Golden has announced he is stepping away from electoral politics, citing hyper-partisanship and “incivility” as key reasons. That assessment may be sincere. But it also underscores the core tension of his career. He is leaving because the process has become unpleasant, not because he failed to fix the outcomes.
If students want to see what a Bates education can produce at its best, the contrast is already there. Edmund Muskie ’36 acted with moral urgency, helping shape environmental and civil rights policy before crisis forced action. Benjamin Mays (Class of 1920) used his Bates education to challenge racial domination at its roots. Peter Gomes ’65 risked his career by coming out to confront exclusionary theology.
Compared to these figures, Jared Golden’s record clarifies why the question of “worst alum” lingers. Not because he is the most harmful, corrupt, or extreme. But because he should know better. He is a Bates-educated lawmaker trained to understand the systemic consequences of his inaction, yet repeatedly chooses delay, caution, and political safety instead.
Golden is not the worst because he did the most damage. He is the worst because, surrounded by evidence and armed with the tools to dismantle structural harm, he consistently chooses to let it happen.
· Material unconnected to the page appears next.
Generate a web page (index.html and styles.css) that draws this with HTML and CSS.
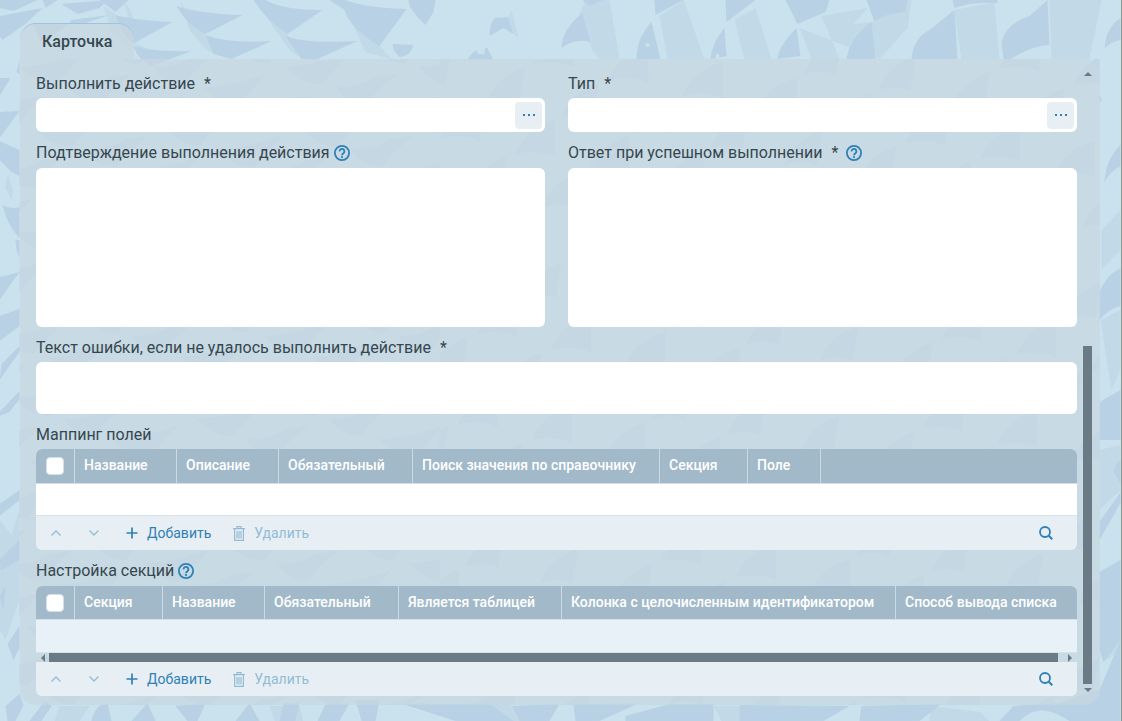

Ben Starr • Feb 17, 2026 at 11:24 AM
The author seems to not grasp electoral politics. Jared Golden is among the most valuable Democrats by any measure because he was able to win a red district multiple times. AOC and Bernie can’t do it. Both underperform in their deep blue districts/states. Would you prefer a Republican in the seat?
Matt ‘26 • Feb 12, 2026 at 10:06 AM
Very well written and compelling. Jared Golden you make me sad.